Of zoals we in de krant konden lezen:
“Apeldoorn kampt met grote financiële tekorten en een 50 meter-bad zorgt voor veel hogere jaarlasten dan een 25 meter-bad. Daar staan geen duidelijk hogere inkomsten tegenover.”
Wat ons betreft een prima redenering. Maar waarom zou dit voor het marktplein anders zijn?
Zorg voor ouderen en jongeren
In de discussie over Apeldoorn 2040 hebben wij nadrukkelijk aangegeven dat niet onrealistische ambities de boventoon moeten voeren, maar zorg dragen voor onze inwoners, nu en in de toekomst.
Wij zijn geschrokken van de berichten over de effecten van de coronacrisis onder ouderen. De eenzaamheid waarin velen van hen verkeren is tenhemelschreiend. Maar ook jongvolwassenen worden hard geraakt. Wij vragen het college meer te doen voor de vele jongvolwassenen die te maken hebben met (mentale) gezondheidsklachten en zorgen hebben over werk en inkomen. Laten we hen weer toekomstperspectief geven.
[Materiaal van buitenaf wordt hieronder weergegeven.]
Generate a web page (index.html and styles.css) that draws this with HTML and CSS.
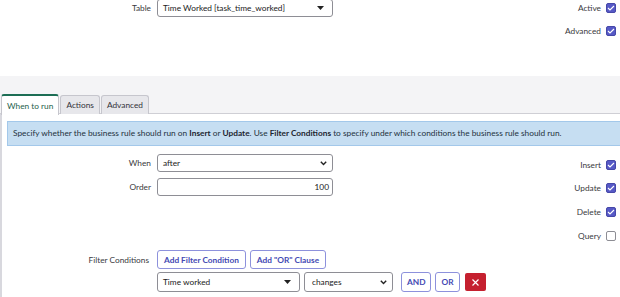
FILE: index.html
```html
<!DOCTYPE html>
<html>
<head>
  <title>Business Rule</title>
  <meta charset="utf-8">
  <link rel="stylesheet" href="styles.css">
</head>
<body>
<div class="top">
  <div class="fields">
    <div class="row">
      <label>Table</label>
      <div class="select wide">
        <span>Time Worked [task_time_worked]</span>
        <svg class="tri" width="7" height="4" viewBox="0 0 7 4"><path d="M0 0h7L3.5 4z" fill="#222"/></svg>
      </div>
    </div>
  </div>
  <div class="flags top-flags">
    <div class="flag">Active <span class="check on"><svg width="8" height="6" viewBox="0 0 8 6"><path d="M1 3l2 2 4-4" stroke="#fff" stroke-width="1.1" fill="none"/></svg></span></div>
    <div class="flag">Advanced <span class="check on"><svg width="8" height="6" viewBox="0 0 8 6"><path d="M1 3l2 2 4-4" stroke="#fff" stroke-width="1.1" fill="none"/></svg></span></div>
  </div>
</div>

<div class="band">
  <div class="tabs">
    <div class="tab active">When to run</div>
    <div class="tab">Actions</div>
    <div class="tab">Advanced</div>
  </div>
</div>

<div class="panel">
  <div class="info">Specify whether the business rule should run on <b>Insert</b> or <b>Update</b>. Use <b>Filter Conditions</b> to specify under which conditions the business rule should run.</div>
  <div class="body">
    <div class="fields">
      <div class="row">
        <label>When</label>
        <div class="select wide">
          <span>after</span>
          <svg class="chev" width="7" height="5" viewBox="0 0 7 5"><path d="M0.8 0.8l2.7 2.7 2.7-2.7" stroke="#222" stroke-width="1.4" fill="none"/></svg>
        </div>
      </div>
      <div class="row">
        <label>Order</label>
        <div class="input wide">100</div>
      </div>
      <div class="row filter">
        <label>Filter Conditions</label>
        <button class="btn">Add Filter Condition</button>
        <button class="btn">Add "OR" Clause</button>
      </div>
      <div class="row cond">
        <label></label>
        <div class="select field">
          <span>Time worked</span>
          <svg class="tri" width="7" height="4" viewBox="0 0 7 4"><path d="M0 0h7L3.5 4z" fill="#222"/></svg>
        </div>
        <div class="select oper">
          <span>changes</span>
          <svg class="chev" width="7" height="5" viewBox="0 0 7 5"><path d="M0.8 0.8l2.7 2.7 2.7-2.7" stroke="#222" stroke-width="1.4" fill="none"/></svg>
        </div>
        <button class="btn and">AND</button>
        <button class="btn">OR</button>
        <button class="del"><svg width="7" height="7" viewBox="0 0 7 7"><path d="M0.5 0.5l6 6M6.5 0.5l-6 6" stroke="#fff" stroke-width="1.2"/></svg></button>
      </div>
    </div>
    <div class="flags">
      <div class="flag">Insert <span class="check on"><svg width="8" height="6" viewBox="0 0 8 6"><path d="M1 3l2 2 4-4" stroke="#fff" stroke-width="1.1" fill="none"/></svg></span></div>
      <div class="flag">Update <span class="check on"><svg width="8" height="6" viewBox="0 0 8 6"><path d="M1 3l2 2 4-4" stroke="#fff" stroke-width="1.1" fill="none"/></svg></span></div>
      <div class="flag">Delete <span class="check on"><svg width="8" height="6" viewBox="0 0 8 6"><path d="M1 3l2 2 4-4" stroke="#fff" stroke-width="1.1" fill="none"/></svg></span></div>
      <div class="flag">Query <span class="check"></span></div>
    </div>
  </div>
</div>
</body>
</html>
```

FILE: styles.css
```css
body {
  margin: 0;
  width: 620px;
  font-family: Lato, 'Open Sans', sans-serif;
  font-size: 8.3px;
  color: #2e2e33;
  background: #fff;
  overflow: hidden;
}
.top {
  display: flex;
  justify-content: space-between;
  height: 77px;
  margin-top: -1px;
}
.fields {
  display: flex;
  flex-direction: column;
}
.row {
  display: flex;
  align-items: center;
  gap: 4px;
  margin-bottom: 6px;
}
.row label {
  width: 153px;
  text-align: right;
  padding-right: 2px;
  box-sizing: border-box;
  color: #3a3a40;
}
.select, .input {
  display: flex;
  align-items: center;
  justify-content: space-between;
  height: 18px;
  box-sizing: border-box;
  border: 1px solid #8e8e95;
  border-radius: 3px;
  padding: 0 6px 0 5px;
  background: #fff;
  color: #222;
}
.wide { width: 176px; }
.input { justify-content: flex-end; padding-right: 3px; }
.select .tri { margin-right: 2px; }
.select .chev { margin-right: -1px; }
.flags {
  display: flex;
  flex-direction: column;
  align-items: flex-end;
  padding-right: 4px;
}
.top-flags { margin-top: -3px; }
.flag {
  display: flex;
  align-items: center;
  height: 23.6px;
  gap: 5px;
  color: #3a3a40;
}
.check {
  display: flex;
  align-items: center;
  justify-content: center;
  width: 10px;
  height: 10px;
  box-sizing: border-box;
  border: 1px solid #8d8d94;
  border-radius: 2px;
  background: #fff;
}
.check.on {
  background: #5659c6;
  border-color: #4648a8;
}
.band {
  background: #f4f4f6;
  height: 38px;
  box-sizing: border-box;
  padding: 18px 0 0 1px;
  border-bottom: 1px solid #cfcfd5;
}
.tabs {
  display: flex;
  align-items: flex-end;
  gap: 1px;
  height: 20px;
}
.tab {
  height: 19px;
  box-sizing: border-box;
  padding: 0 5px;
  display: flex;
  align-items: center;
  background: #e7e7eb;
  border: 1px solid #c6c6cd;
  border-bottom: none;
  border-radius: 3px 3px 0 0;
  color: #33333a;
}
.tab.active {
  height: 21px;
  margin-bottom: -1px;
  background: #fff;
  border-top: 2px solid #1d6e55;
  color: #1f5f4b;
  padding: 0 5px 0 5px;
}
.panel {
  border-left: 2px solid #d8d8de;
  padding-top: 7px;
}
.info {
  margin-left: 5px;
  height: 25px;
  line-height: 23px;
  box-sizing: border-box;
  padding-left: 5px;
  background: #c6def2;
  border: 1px solid #a3c8ea;
  border-right: none;
  color: #243240;
  white-space: nowrap;
}
.info b { font-weight: bold; color: #1d2530; }
.body {
  display: flex;
  justify-content: space-between;
}
.body .fields { padding-top: 8px; margin-left: -2px; }
.body .flags { padding-top: 7px; }
.row.filter { margin-top: 48px; margin-bottom: 3px; }
.row.filter label { padding-right: 4px; }
.btn {
  font-family: inherit;
  font-size: 8.3px;
  font-weight: bold;
  color: #4349b3;
  background: #fff;
  border: 1px solid #8d91dc;
  border-radius: 3px;
  height: 19px;
  padding: 0 6px;
  margin: 0;
}
.row.cond { gap: 4px; }
.field { width: 143px; height: 20px; }
.oper { width: 89px; height: 20px; padding-left: 7px; }
.and { margin-left: 4px; }
.row.cond .btn { height: 20px; padding: 0 5px; }
.del {
  margin-left: 1px;
  width: 21px;
  height: 18px;
  border: none;
  border-radius: 2px;
  background: #c5202f;
  display: flex;
  align-items: center;
  justify-content: center;
  padding: 0;
}
```
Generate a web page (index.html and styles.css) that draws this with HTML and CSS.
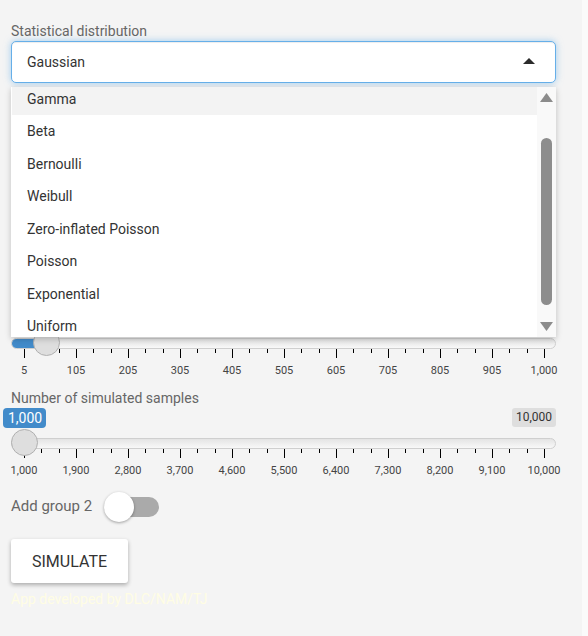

Zorg voor gezinnen: relatiedesk
Ook zien wij spanningen bij gezinnen toenemen. In deze moeilijk tijd staan ook relaties onder druk, en kwetsbare kinderen zijn daarvan de dupe. Vorig jaar nog gaf het college aan dat de relatiedesk van Stimenz in een behoefte voorziet. Ons bereiken echter berichten dat die behoefte inmiddels groter is dan het aanbod. Als het aan ons ligt wordt deze kostbare dienst in ieder geval tijdelijk uitgebreid, zodat gezinnen voldoende ondersteuning krijgen in deze zware tijd.
Zorg voor de minima
Tot slot vragen wij u aandacht te hebben voor de allerarmsten in onze stad. Ik noemde het net al even: zowel het CBS als het CPB waarschuwden eerder dit jaar al voor een forse toename van aantal werklozen en mensen die een beroep moeten gaan doen op de bijstand ten gevolge van deze pandemie. Ook de voedselbanken houden rekening met een forse groei. Wij vragen het college met klem hier voorbereidingen voor te treffen. Dat de aanmeldingen voor schuldhulpverlening vooralsnog achterblijven zien wij eerder als zorgwekkend dan als een geruststelling, en wij vragen ons oprecht af of de middelen die hiervoor nu gereserveerd staan wel voldoende zullen zijn als straks inderdaad een golf komt van inwoners die een beroep doen op gemeentelijke ondersteuning. Wij komen dan ook met een voorstel om hier extra middelen voor te reserveren.
Slot
Kortom: laten we net als de geërfden van de Wormingermark vandaag voorzichtig zijn met onze uitgaven. Omdat we het morgen misschien harder nodig hebben. Voor al die inwoners die nu in onzekerheid zitten. Ouderen, jongeren, ondernemers, zorgmedewerkers, mensen in de bijstand en gezinnen.
Zodat we nu de boodschap uit kunnen dragen:
Als u het straks niet meer redt, dan vangen we u op. Als uw brood op is, is er graan in onze graanschuur.
En zodat we straks, als dit achter de rug is, met elkaar kunnen bouwen aan de toekomst van onze stad.
We bidden college en raad veel wijsheid toe in deze moeilijke tijden.